Newsletter: Do I Need an Architect?

Updated: Sep 10, 2019




A complete kitchen remodel usually requires the work of an architect.

Not every project requires the expertise of an architect. Repairs, simple room conversions and material upgrades are prime examples of these cases. If there is a level of complexity where you just can’t get what you want by pointing and describing, it might be time to call on your favorite architectural design professional. All of us see construction around us all of the time, but real architecture is a much less common and more highly appreciated occurrence.


Most of us would agree that an architect was absolutely necessary to design the Ritz Carlton in Downtown Los Angeles. Most of us would also agree that there is no need to hire an architect when it’s time to repaint the weathered exterior facade of your home. But what about everything in between? When is it okay to skip the architect altogether and go straight to a contractor for the end product?


If we take a look at the letter of California law, anyone is legally allowed to design a single family residence, or, if they so desire, to pick up a pad and paper and design up to a four unit apartment on their own. Of course, no one in their right mind would do such a thing: designing buildings is a complex process that requires training and experience.

Architects have been licensed by the state to practice architecture. They have gone through a five-year University program, practiced during a three-year working internship, and passed the seven tests necessary for licensing. A licensed architect has a wealth of knowledge that one simply cannot find elsewhere.


But, knowing that an architect is qualified for a job does not necessarily mean that you need one. Adding a third bedroom or a second story will, of course, require the work of an architect. However, converting a basement into a game room or changing that third bedroom into a home office will most likely not. A skilled, licensed contractor will be able to convert these types of spaces without the need to even have measured drawings. If, on the other hand, you want to transition that ugly commode into a master bath worth of royalty or if you want to upgrade your outdated kitchen to a chef’s arena that would make Gordon Ramsey jealous, deep consideration should be given to hiring an architect.


Although hiring an architect may seemingly add to the overall cost of your project, a skilled architect will likely be able to find cost savings in places you might never have thought. Of course, if you spend $30,000 to remodel your bathroom only to discover that the flow of the room doesn’t work or that the ceiling height is just a little too low to comply with the building code, you will wish that you had spent the extra money.
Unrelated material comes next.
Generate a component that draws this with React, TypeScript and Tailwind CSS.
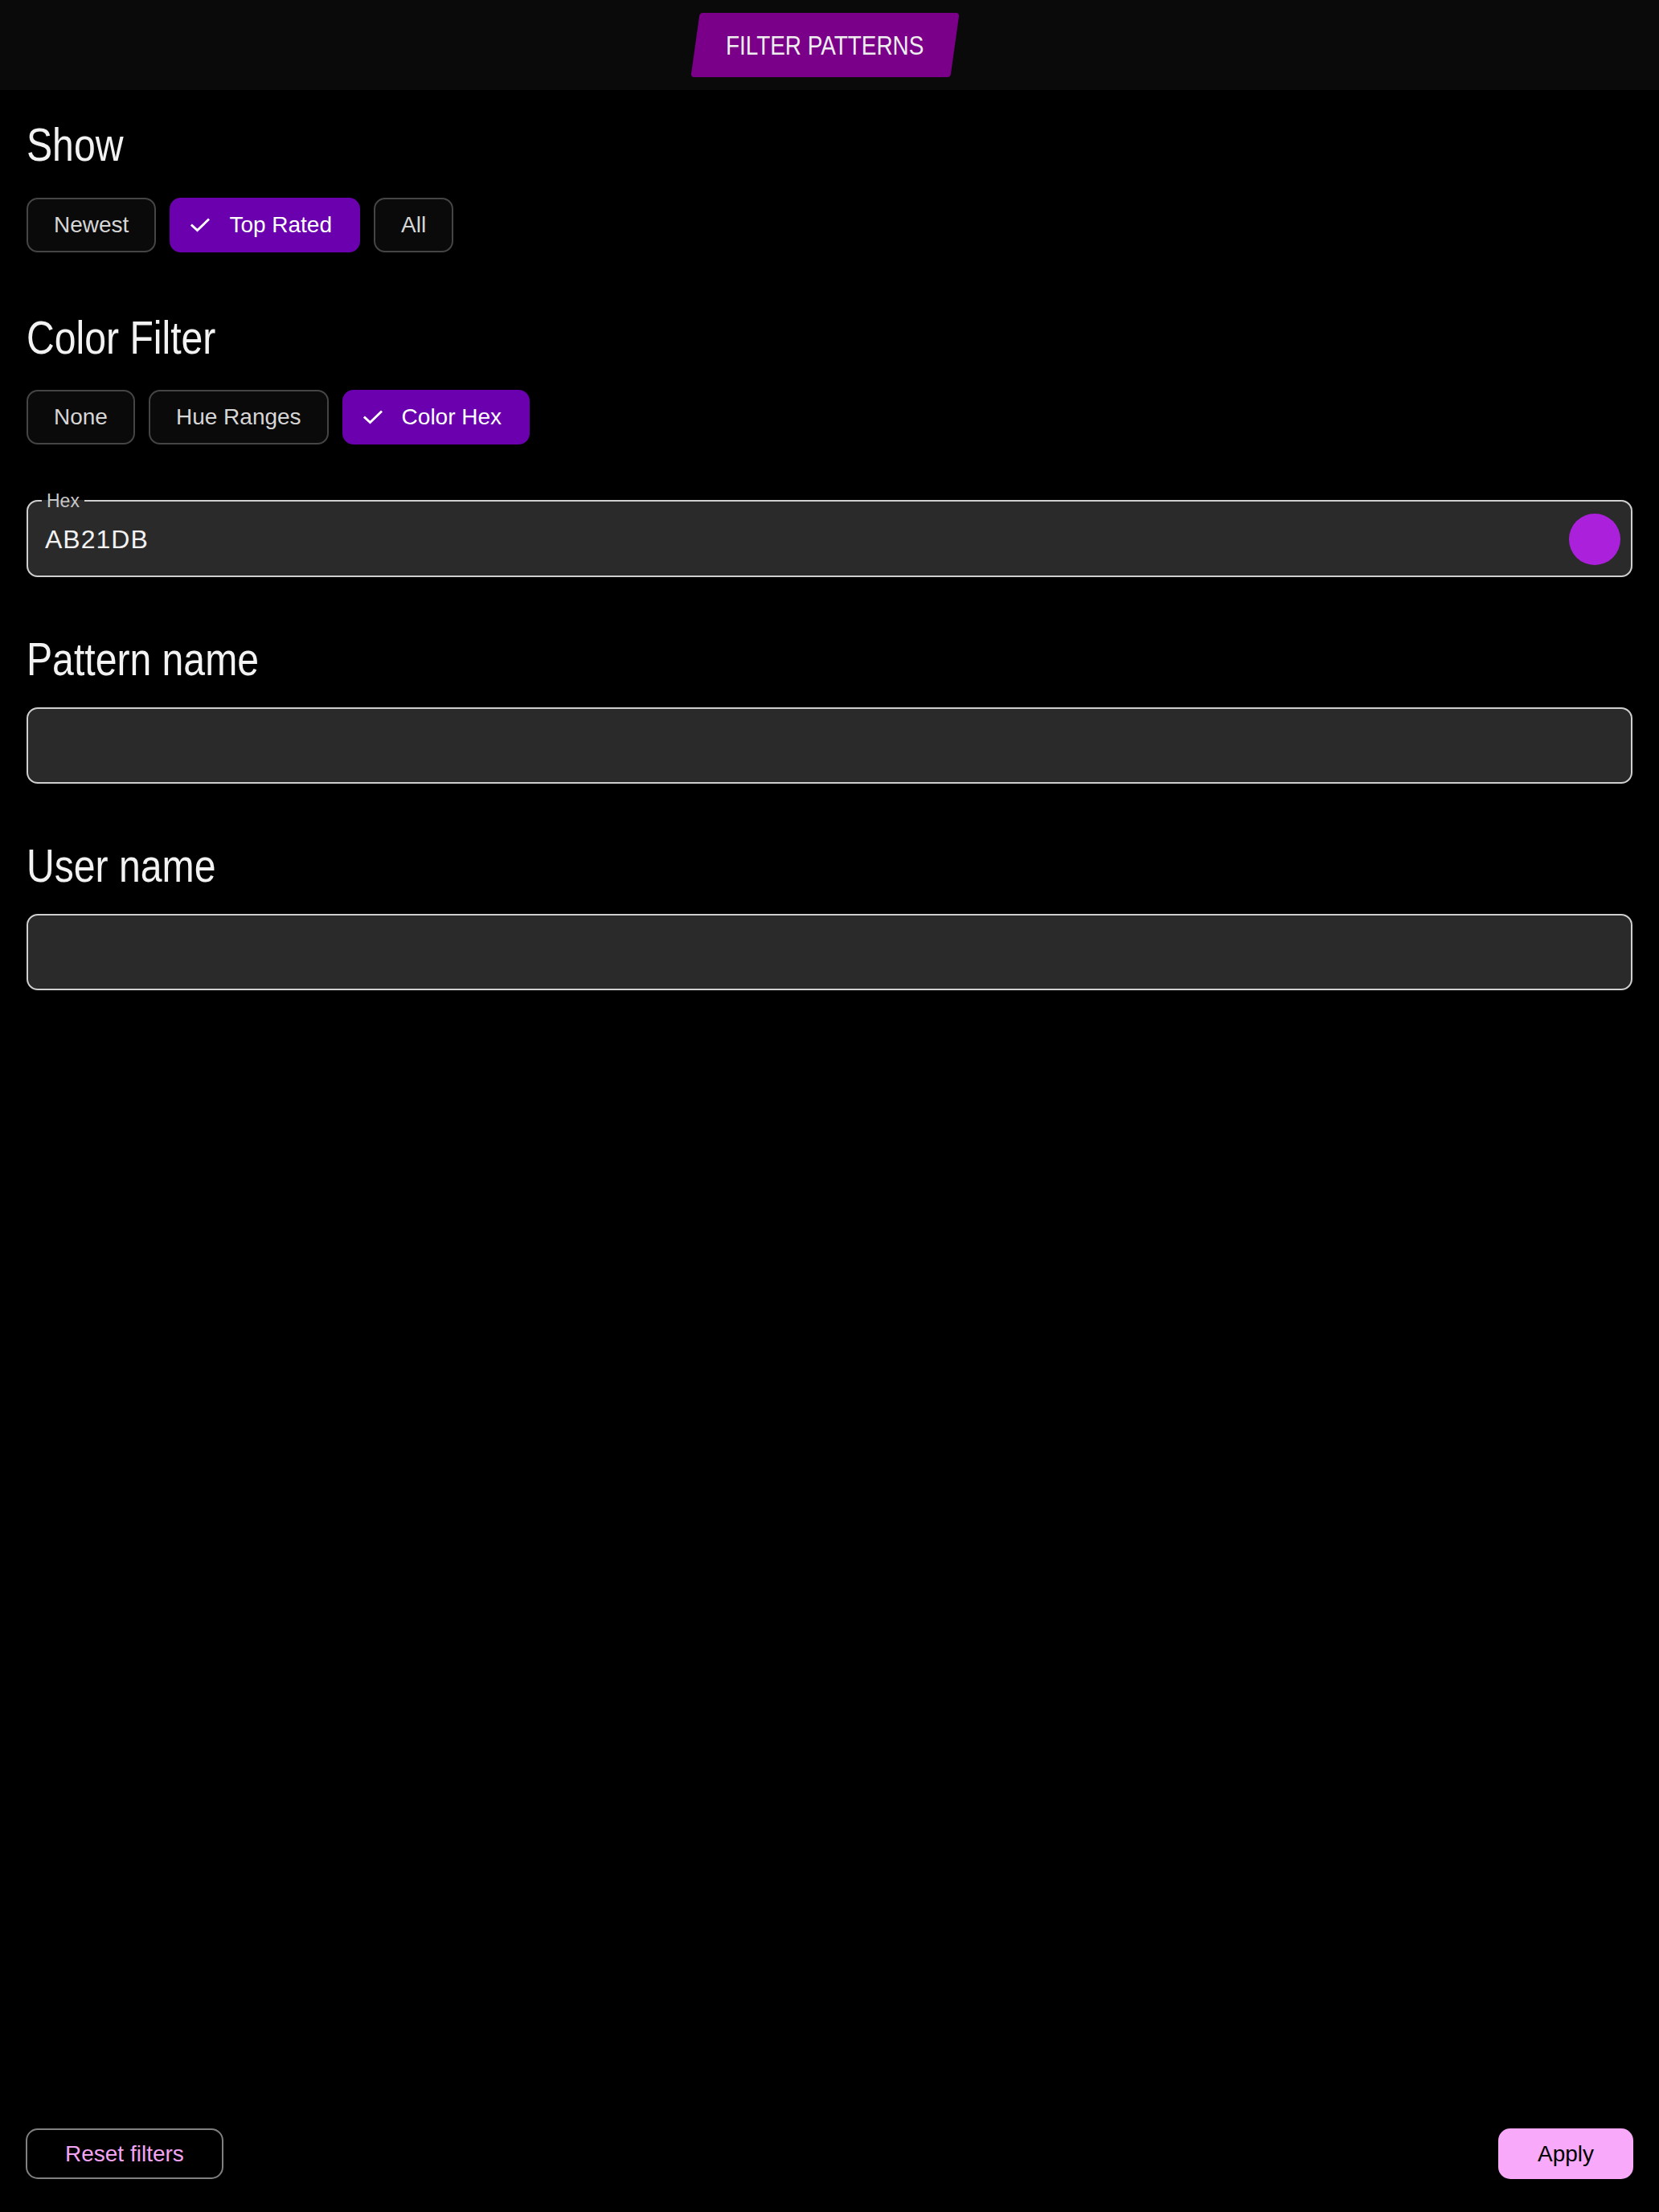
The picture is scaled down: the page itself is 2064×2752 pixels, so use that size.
import React from "react";

const body = "font-['Liberation_Sans',Arial,sans-serif]";

function Check() {
  return (
    <svg width="24" height="24" viewBox="0 0 24 24" fill="none" className="shrink-0">
      <path d="M2 12.5 L8.5 18.5 L22 5.5" stroke="white" strokeWidth="2.9" strokeLinecap="square" strokeLinejoin="miter" />
    </svg>
  );
}

function Chip({ label, selected }: { label: string; selected?: boolean }) {
  if (selected) {
    return (
      <button className={`h-[68px] rounded-[14px] bg-[#6a00ae] border-2 border-[#6a00ae] pl-[24px] pr-[33px] flex items-center gap-[24px] text-[28px] text-white ${body}`}>
        <Check />
        <span>{label}</span>
      </button>
    );
  }
  return (
    <button className={`h-[68px] rounded-[14px] bg-[#0a0a0a] border-2 border-[#454545] px-[32px] flex items-center text-[28px] text-[#d6d6d6] ${body}`}>
      {label}
    </button>
  );
}

function Heading({ children, className = "" }: { children: React.ReactNode; className?: string }) {
  return (
    <h2 className={`${body} text-[58px] leading-[56px] text-[#f2f2f2] whitespace-nowrap ${className}`}>
      <span className="inline-block origin-left scale-x-[0.83]">{children}</span>
    </h2>
  );
}

export default function App() {
  return (
    <div className={`min-h-screen bg-black flex flex-col ${body}`}>
      <header className="h-[112px] bg-[#0a0a0a] flex items-center justify-center pr-[12px]">
        <div className="h-[80px] w-[323px] bg-[#7a008a] rounded-[4px] skew-x-[-8deg] flex items-center justify-center">
          <span className="skew-x-[8deg] inline-block">
            <span className="inline-block scale-x-[0.82] text-[34px] text-[#eeeeee] whitespace-nowrap">FILTER PATTERNS</span>
          </span>
        </div>
      </header>

      <main className="px-[33px] pt-[40px] flex flex-col">
        <Heading>Show</Heading>
        <div className="mt-[38px] flex gap-[17px]">
          <Chip label="Newest" />
          <Chip label="Top Rated" selected />
          <Chip label="All" />
        </div>

        <Heading className="mt-[78px]">Color Filter</Heading>
        <div className="mt-[37px] flex gap-[17px]">
          <Chip label="None" />
          <Chip label="Hue Ranges" />
          <Chip label="Color Hex" selected />
        </div>

        <fieldset className="mt-[58px] border-2 border-[#cfcfcf] rounded-[14px] bg-[#2a2a2a] pl-[17px] pr-[13px] min-w-0">
          <legend className="px-[6px] text-[23px] leading-[24px] text-[#c8c8c8]">Hex</legend>
          <div className="flex items-center justify-between pt-[4px] pb-[13px] pl-[4px]">
            <span className="text-[32px] tracking-[1px] text-[#f2f2f2]">AB21DB</span>
            <div className="w-[64px] h-[64px] rounded-full bg-[#ab21db]" />
          </div>
        </fieldset>

        <Heading className="mt-[74px]">Pattern name</Heading>
        <input
          className="mt-[32px] h-[95px] w-full border-2 border-[#cfcfcf] rounded-[14px] bg-[#2a2a2a] outline-none px-[22px] text-[32px] text-white"
          readOnly
        />

        <Heading className="mt-[74px]">User name</Heading>
        <input
          className="mt-[32px] h-[95px] w-full border-2 border-[#cfcfcf] rounded-[14px] bg-[#2a2a2a] outline-none px-[22px] text-[32px] text-white"
          readOnly
        />
      </main>

      <footer className="mt-auto px-[32px] pb-[41px] flex items-center justify-between">
        <button className="h-[63px] rounded-[15px] border-2 border-[#808080] px-[47px] text-[28px] text-[#f3a4f3]">
          Reset filters
        </button>
        <button className="h-[63px] rounded-[15px] bg-[#f9a9f9] px-[49px] text-[28px] text-black">
          Apply
        </button>
      </footer>
    </div>
  );
}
Not every project requires the expertise of an architect. Repairs, simple room conversions and material upgrades are prime examples of these cases. If there is a level of complexity where you just can’t get what you want by pointing and describing, it might be time to call on your favorite architectural design professional. All of us see construction around us all the time, but real architecture is a much less common and more highly appreciated occurrence.